-------- Information supplied
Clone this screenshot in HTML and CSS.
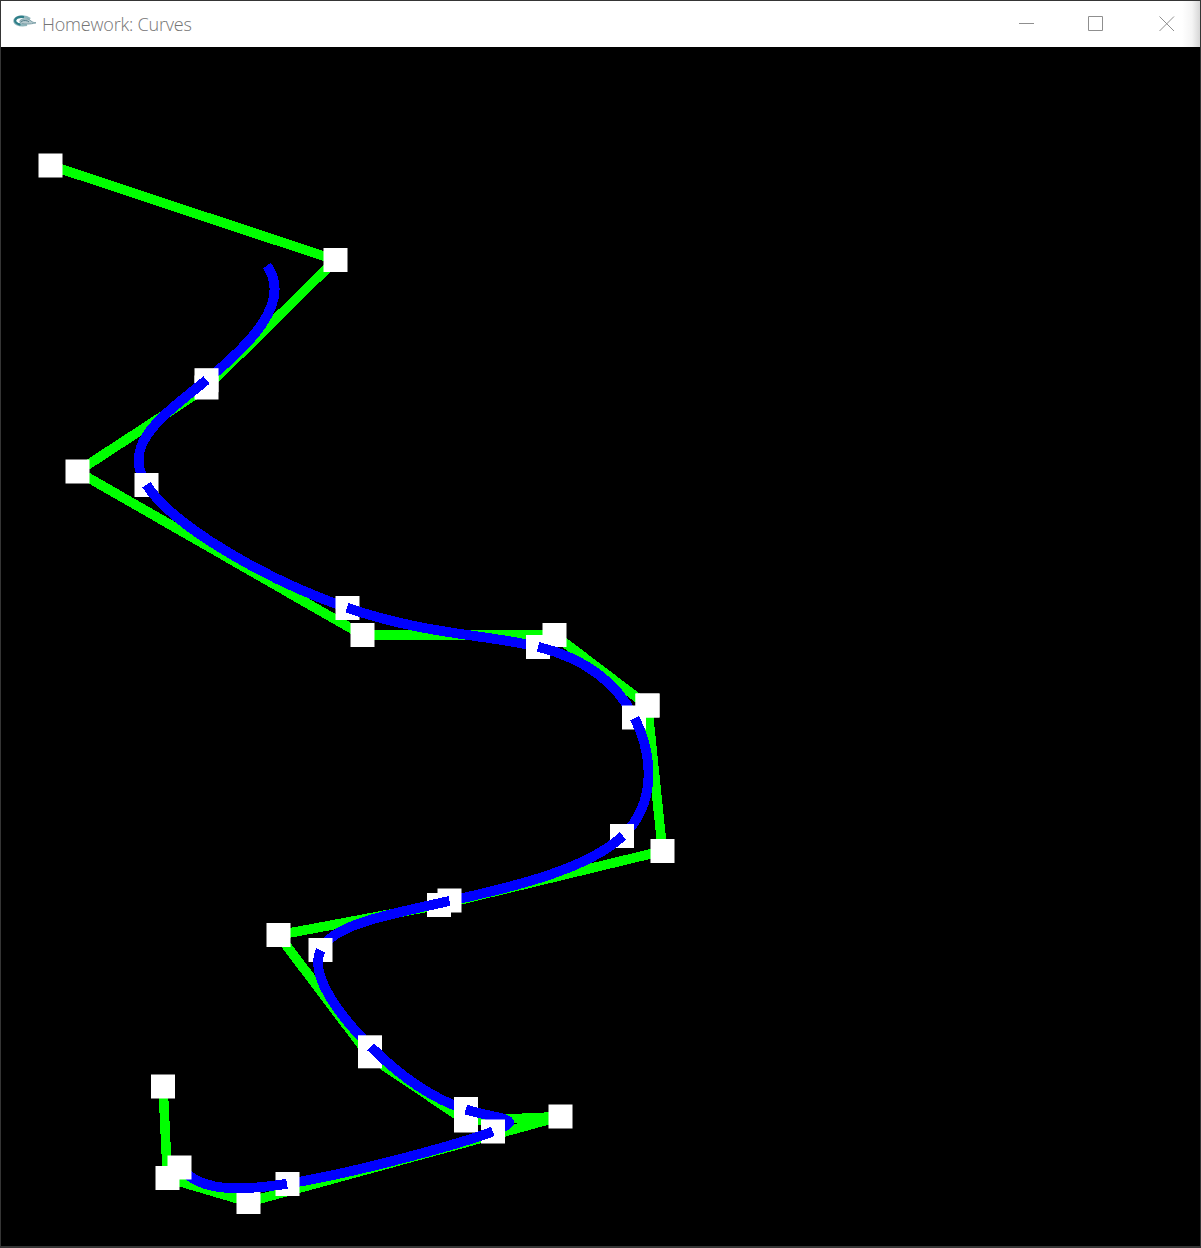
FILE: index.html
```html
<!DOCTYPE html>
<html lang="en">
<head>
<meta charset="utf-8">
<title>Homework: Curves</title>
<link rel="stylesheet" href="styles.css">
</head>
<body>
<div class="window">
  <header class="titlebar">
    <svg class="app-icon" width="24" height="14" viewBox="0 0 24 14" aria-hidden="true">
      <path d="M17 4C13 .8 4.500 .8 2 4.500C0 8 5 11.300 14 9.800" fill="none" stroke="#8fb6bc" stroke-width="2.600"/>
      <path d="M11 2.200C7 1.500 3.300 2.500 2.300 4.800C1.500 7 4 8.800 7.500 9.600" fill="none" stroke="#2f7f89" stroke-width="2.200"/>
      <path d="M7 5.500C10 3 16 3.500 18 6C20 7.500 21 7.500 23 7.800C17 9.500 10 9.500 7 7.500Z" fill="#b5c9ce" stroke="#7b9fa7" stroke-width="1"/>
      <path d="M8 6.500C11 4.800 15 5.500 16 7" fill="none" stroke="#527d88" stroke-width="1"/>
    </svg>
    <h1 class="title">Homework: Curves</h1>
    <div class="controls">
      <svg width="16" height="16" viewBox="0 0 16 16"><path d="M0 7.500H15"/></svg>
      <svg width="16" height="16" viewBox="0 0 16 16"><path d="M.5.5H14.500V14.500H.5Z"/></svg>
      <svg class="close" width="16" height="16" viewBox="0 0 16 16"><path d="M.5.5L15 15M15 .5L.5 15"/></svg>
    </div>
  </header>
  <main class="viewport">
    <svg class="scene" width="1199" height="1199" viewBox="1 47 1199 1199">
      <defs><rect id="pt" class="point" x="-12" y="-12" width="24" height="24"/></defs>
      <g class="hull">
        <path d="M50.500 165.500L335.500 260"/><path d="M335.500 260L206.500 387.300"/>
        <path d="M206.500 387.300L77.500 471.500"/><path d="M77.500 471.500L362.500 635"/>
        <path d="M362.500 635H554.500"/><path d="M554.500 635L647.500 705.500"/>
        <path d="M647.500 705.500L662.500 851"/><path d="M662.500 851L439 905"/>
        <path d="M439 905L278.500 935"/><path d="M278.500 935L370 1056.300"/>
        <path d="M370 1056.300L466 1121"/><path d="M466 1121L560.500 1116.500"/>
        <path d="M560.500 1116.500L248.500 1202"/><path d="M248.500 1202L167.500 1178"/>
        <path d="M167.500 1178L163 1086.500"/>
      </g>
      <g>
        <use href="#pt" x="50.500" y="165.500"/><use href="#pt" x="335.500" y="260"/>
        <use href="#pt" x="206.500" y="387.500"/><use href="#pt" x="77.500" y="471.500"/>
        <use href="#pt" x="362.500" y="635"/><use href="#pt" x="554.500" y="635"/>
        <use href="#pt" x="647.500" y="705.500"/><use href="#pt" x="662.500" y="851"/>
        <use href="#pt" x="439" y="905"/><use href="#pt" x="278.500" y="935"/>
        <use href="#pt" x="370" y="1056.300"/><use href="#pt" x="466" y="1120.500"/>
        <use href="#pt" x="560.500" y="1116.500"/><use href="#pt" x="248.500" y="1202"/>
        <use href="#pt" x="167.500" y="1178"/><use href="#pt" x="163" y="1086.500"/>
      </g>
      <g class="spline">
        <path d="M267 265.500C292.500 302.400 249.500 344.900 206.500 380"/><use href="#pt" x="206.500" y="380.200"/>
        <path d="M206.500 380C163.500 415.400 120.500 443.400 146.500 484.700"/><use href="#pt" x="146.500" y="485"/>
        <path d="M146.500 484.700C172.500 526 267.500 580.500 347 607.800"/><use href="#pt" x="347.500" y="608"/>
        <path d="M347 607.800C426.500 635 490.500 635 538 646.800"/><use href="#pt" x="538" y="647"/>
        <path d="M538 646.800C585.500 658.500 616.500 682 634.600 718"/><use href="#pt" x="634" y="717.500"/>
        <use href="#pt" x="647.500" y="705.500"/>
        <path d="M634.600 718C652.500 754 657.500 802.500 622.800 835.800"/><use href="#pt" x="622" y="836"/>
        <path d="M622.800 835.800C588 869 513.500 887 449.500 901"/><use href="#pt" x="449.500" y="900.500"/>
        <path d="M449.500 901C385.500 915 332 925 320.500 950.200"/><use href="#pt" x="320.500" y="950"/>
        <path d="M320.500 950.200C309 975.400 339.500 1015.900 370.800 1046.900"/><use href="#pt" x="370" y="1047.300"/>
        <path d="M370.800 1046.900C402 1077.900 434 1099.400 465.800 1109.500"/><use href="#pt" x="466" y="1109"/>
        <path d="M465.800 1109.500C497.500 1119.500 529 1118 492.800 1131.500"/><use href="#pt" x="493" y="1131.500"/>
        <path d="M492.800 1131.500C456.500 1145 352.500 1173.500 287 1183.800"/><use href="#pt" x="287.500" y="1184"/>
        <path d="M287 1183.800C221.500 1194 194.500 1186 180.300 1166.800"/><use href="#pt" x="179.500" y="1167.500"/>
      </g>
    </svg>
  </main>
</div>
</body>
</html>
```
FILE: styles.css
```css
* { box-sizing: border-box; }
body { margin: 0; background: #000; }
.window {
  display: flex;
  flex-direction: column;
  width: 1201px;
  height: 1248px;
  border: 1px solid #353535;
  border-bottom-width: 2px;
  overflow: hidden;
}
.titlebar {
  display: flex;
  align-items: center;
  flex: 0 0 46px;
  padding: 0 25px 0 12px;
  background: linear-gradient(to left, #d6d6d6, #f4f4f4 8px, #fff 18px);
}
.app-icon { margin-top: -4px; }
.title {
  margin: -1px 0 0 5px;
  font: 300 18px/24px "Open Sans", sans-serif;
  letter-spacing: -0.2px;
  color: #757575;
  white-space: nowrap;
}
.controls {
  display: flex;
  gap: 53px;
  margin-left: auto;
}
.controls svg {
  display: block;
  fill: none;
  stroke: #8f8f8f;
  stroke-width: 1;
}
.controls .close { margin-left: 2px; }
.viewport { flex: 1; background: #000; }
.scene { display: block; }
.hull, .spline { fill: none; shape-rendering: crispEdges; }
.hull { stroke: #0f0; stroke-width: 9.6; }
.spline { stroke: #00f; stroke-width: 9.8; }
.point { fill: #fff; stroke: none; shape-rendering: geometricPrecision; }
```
----------------
* What this task involves *
Word for word, quote the lines above. Omit the pictures.

* Output for this exercise *
Clone this screenshot in HTML and CSS.
FILE: index.html
```html
<!DOCTYPE html>
<html lang="en">
<head>
<meta charset="utf-8">
<title>Homework: Curves</title>
<link rel="stylesheet" href="styles.css">
</head>
<body>
<div class="window">
  <header class="titlebar">
    <svg class="app-icon" width="24" height="14" viewBox="0 0 24 14" aria-hidden="true">
      <path d="M17 4C13 .8 4.500 .8 2 4.500C0 8 5 11.300 14 9.800" fill="none" stroke="#8fb6bc" stroke-width="2.600"/>
      <path d="M11 2.200C7 1.500 3.300 2.500 2.300 4.800C1.500 7 4 8.800 7.500 9.600" fill="none" stroke="#2f7f89" stroke-width="2.200"/>
      <path d="M7 5.500C10 3 16 3.500 18 6C20 7.500 21 7.500 23 7.800C17 9.500 10 9.500 7 7.500Z" fill="#b5c9ce" stroke="#7b9fa7" stroke-width="1"/>
      <path d="M8 6.500C11 4.800 15 5.500 16 7" fill="none" stroke="#527d88" stroke-width="1"/>
    </svg>
    <h1 class="title">Homework: Curves</h1>
    <div class="controls">
      <svg width="16" height="16" viewBox="0 0 16 16"><path d="M0 7.500H15"/></svg>
      <svg width="16" height="16" viewBox="0 0 16 16"><path d="M.5.5H14.500V14.500H.5Z"/></svg>
      <svg class="close" width="16" height="16" viewBox="0 0 16 16"><path d="M.5.5L15 15M15 .5L.5 15"/></svg>
    </div>
  </header>
  <main class="viewport">
    <svg class="scene" width="1199" height="1199" viewBox="1 47 1199 1199">
      <defs><rect id="pt" class="point" x="-12" y="-12" width="24" height="24"/></defs>
      <g class="hull">
        <path d="M50.500 165.500L335.500 260"/><path d="M335.500 260L206.500 387.300"/>
        <path d="M206.500 387.300L77.500 471.500"/><path d="M77.500 471.500L362.500 635"/>
        <path d="M362.500 635H554.500"/><path d="M554.500 635L647.500 705.500"/>
        <path d="M647.500 705.500L662.500 851"/><path d="M662.500 851L439 905"/>
        <path d="M439 905L278.500 935"/><path d="M278.500 935L370 1056.300"/>
        <path d="M370 1056.300L466 1121"/><path d="M466 1121L560.500 1116.500"/>
        <path d="M560.500 1116.500L248.500 1202"/><path d="M248.500 1202L167.500 1178"/>
        <path d="M167.500 1178L163 1086.500"/>
      </g>
      <g>
        <use href="#pt" x="50.500" y="165.500"/><use href="#pt" x="335.500" y="260"/>
        <use href="#pt" x="206.500" y="387.500"/><use href="#pt" x="77.500" y="471.500"/>
        <use href="#pt" x="362.500" y="635"/><use href="#pt" x="554.500" y="635"/>
        <use href="#pt" x="647.500" y="705.500"/><use href="#pt" x="662.500" y="851"/>
        <use href="#pt" x="439" y="905"/><use href="#pt" x="278.500" y="935"/>
        <use href="#pt" x="370" y="1056.300"/><use href="#pt" x="466" y="1120.500"/>
        <use href="#pt" x="560.500" y="1116.500"/><use href="#pt" x="248.500" y="1202"/>
        <use href="#pt" x="167.500" y="1178"/><use href="#pt" x="163" y="1086.500"/>
      </g>
      <g class="spline">
        <path d="M267 265.500C292.500 302.400 249.500 344.900 206.500 380"/><use href="#pt" x="206.500" y="380.200"/>
        <path d="M206.500 380C163.500 415.400 120.500 443.400 146.500 484.700"/><use href="#pt" x="146.500" y="485"/>
        <path d="M146.500 484.700C172.500 526 267.500 580.500 347 607.800"/><use href="#pt" x="347.500" y="608"/>
        <path d="M347 607.800C426.500 635 490.500 635 538 646.800"/><use href="#pt" x="538" y="647"/>
        <path d="M538 646.800C585.500 658.500 616.500 682 634.600 718"/><use href="#pt" x="634" y="717.500"/>
        <use href="#pt" x="647.500" y="705.500"/>
        <path d="M634.600 718C652.500 754 657.500 802.500 622.800 835.800"/><use href="#pt" x="622" y="836"/>
        <path d="M622.800 835.800C588 869 513.500 887 449.500 901"/><use href="#pt" x="449.500" y="900.500"/>
        <path d="M449.500 901C385.500 915 332 925 320.500 950.200"/><use href="#pt" x="320.500" y="950"/>
        <path d="M320.500 950.200C309 975.400 339.500 1015.900 370.800 1046.900"/><use href="#pt" x="370" y="1047.300"/>
        <path d="M370.800 1046.900C402 1077.900 434 1099.400 465.800 1109.500"/><use href="#pt" x="466" y="1109"/>
        <path d="M465.800 1109.500C497.500 1119.500 529 1118 492.800 1131.500"/><use href="#pt" x="493" y="1131.500"/>
        <path d="M492.800 1131.500C456.500 1145 352.500 1173.500 287 1183.800"/><use href="#pt" x="287.500" y="1184"/>
        <path d="M287 1183.800C221.500 1194 194.500 1186 180.300 1166.800"/><use href="#pt" x="179.500" y="1167.500"/>
      </g>
    </svg>
  </main>
</div>
</body>
</html>
```
FILE: styles.css
```css
* { box-sizing: border-box; }
body { margin: 0; background: #000; }
.window {
  display: flex;
  flex-direction: column;
  width: 1201px;
  height: 1248px;
  border: 1px solid #353535;
  border-bottom-width: 2px;
  overflow: hidden;
}
.titlebar {
  display: flex;
  align-items: center;
  flex: 0 0 46px;
  padding: 0 25px 0 12px;
  background: linear-gradient(to left, #d6d6d6, #f4f4f4 8px, #fff 18px);
}
.app-icon { margin-top: -4px; }
.title {
  margin: -1px 0 0 5px;
  font: 300 18px/24px "Open Sans", sans-serif;
  letter-spacing: -0.2px;
  color: #757575;
  white-space: nowrap;
}
.controls {
  display: flex;
  gap: 53px;
  margin-left: auto;
}
.controls svg {
  display: block;
  fill: none;
  stroke: #8f8f8f;
  stroke-width: 1;
}
.controls .close { margin-left: 2px; }
.viewport { flex: 1; background: #000; }
.scene { display: block; }
.hull, .spline { fill: none; shape-rendering: crispEdges; }
.hull { stroke: #0f0; stroke-width: 9.6; }
.spline { stroke: #00f; stroke-width: 9.8; }
.point { fill: #fff; stroke: none; shape-rendering: geometricPrecision; }
```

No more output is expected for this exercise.